Review of chapter "A new Day Dawning" from kribby
I love your story. I think you have got all the characters down perfectly-- river sounds like river, the cap'n sounds like cap'n... etc. I especially like how you extended the story. This is all in all seamless. This review is for the entire story-- which I have just read. You are the reason I am *cough, *cough sick. I played hooky from work partly b/c I saw this and began reading and then rationalized taking a day off.
My only complaint is that your verb tenses are frequently completely incorrect. You should use the past tense more often. For example,
"Mal is feeling two things at this point. The main being anger. He had never wanted to kill someone more than he did at this moment. The other being confusion. Why was River so lucid? A few seconds ago she was talking in riddles and now she was making perfect sense."

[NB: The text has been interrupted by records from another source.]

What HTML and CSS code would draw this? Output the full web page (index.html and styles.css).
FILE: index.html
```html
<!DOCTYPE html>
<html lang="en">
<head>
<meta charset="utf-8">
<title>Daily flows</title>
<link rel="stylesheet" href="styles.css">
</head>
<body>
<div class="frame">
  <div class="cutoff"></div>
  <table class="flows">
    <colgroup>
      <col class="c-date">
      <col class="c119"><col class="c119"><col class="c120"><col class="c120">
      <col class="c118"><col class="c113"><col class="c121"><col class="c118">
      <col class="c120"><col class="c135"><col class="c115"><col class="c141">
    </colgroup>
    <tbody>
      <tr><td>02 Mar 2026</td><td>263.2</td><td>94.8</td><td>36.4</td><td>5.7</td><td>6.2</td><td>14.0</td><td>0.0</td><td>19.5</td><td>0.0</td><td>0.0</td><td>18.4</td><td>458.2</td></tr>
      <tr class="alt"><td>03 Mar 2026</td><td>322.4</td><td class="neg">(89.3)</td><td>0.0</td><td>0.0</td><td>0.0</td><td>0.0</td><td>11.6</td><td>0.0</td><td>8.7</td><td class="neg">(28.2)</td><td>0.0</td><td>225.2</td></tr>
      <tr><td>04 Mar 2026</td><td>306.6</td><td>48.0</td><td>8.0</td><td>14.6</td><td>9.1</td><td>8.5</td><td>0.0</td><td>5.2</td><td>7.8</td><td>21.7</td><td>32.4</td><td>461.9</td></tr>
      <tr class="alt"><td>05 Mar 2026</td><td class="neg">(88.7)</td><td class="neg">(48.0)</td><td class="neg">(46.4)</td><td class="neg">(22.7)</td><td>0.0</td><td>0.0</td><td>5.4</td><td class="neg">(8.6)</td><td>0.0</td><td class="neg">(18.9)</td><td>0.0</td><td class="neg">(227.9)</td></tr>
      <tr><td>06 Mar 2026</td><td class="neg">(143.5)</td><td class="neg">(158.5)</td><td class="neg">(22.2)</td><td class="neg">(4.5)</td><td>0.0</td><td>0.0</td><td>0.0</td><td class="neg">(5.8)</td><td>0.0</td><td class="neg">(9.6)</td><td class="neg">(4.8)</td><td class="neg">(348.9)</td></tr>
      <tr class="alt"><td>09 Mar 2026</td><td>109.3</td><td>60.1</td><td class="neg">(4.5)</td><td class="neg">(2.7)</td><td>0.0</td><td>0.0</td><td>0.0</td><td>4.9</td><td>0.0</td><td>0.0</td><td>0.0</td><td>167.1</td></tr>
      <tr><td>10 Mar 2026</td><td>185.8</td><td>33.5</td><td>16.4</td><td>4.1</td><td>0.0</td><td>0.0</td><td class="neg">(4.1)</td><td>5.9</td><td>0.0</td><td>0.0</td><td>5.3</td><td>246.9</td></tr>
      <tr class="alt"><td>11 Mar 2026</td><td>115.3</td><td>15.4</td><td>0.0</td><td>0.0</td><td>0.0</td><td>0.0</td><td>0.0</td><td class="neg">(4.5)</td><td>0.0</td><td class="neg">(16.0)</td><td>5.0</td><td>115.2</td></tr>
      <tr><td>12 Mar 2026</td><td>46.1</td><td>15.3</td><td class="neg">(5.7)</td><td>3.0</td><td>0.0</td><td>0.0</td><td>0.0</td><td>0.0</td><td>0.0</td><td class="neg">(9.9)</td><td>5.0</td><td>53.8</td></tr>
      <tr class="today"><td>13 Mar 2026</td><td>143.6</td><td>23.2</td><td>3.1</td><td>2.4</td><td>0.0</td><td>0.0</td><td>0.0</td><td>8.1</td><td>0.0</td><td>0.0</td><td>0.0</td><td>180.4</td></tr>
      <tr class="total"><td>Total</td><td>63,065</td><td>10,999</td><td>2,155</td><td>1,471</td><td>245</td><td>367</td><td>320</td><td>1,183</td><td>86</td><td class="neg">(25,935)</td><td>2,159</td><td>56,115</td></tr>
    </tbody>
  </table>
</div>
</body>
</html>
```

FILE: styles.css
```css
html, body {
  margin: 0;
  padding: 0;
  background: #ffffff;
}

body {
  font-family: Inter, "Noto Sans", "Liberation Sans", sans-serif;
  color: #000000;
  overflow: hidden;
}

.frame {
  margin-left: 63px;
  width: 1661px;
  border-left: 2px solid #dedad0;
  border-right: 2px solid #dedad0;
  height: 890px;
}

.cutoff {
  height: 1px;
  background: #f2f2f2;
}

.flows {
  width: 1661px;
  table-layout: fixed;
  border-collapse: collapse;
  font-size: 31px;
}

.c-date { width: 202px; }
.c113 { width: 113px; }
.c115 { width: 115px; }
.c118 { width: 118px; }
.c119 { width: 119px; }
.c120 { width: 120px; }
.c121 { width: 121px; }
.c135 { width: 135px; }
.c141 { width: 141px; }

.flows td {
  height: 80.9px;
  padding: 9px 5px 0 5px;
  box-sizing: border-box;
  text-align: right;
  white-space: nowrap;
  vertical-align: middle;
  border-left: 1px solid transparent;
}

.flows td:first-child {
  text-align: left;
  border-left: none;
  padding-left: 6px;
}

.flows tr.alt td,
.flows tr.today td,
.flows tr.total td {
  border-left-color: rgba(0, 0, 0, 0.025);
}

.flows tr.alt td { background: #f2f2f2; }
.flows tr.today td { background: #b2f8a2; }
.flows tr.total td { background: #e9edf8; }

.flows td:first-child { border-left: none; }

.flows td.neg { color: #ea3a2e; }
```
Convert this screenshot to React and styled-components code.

Your first sentence should read. "Mal felt two things at this point."
Check out the following website for information. http://owl.english.purdue.edu/handouts/esl/esltensverb.html
This could also be considered a passive voice problem. Don't say -- Inara is thinking. Say-- Inara thought.
This other link also has some information about active/passive voice. http://owl.english.purdue.edu/handouts/grammar/g_actpass.html
I hope it is okay to post links on this site. I didn't check before I did so.
Please keep on writing! You have a real winner here.
(just a hint-- more folks will review if you post 1 chapter at a time... like a chapter every other day or something)
Fic's get lost when there are 10 chapters posted in one day. Once the fic is off the 'latest page' it is less likely to be read by regular viewers of this site. Well, folks will read it if they search for it-- but even that is unlikely. I mean folks will search for a particular couple or a fandom but this is hit or miss.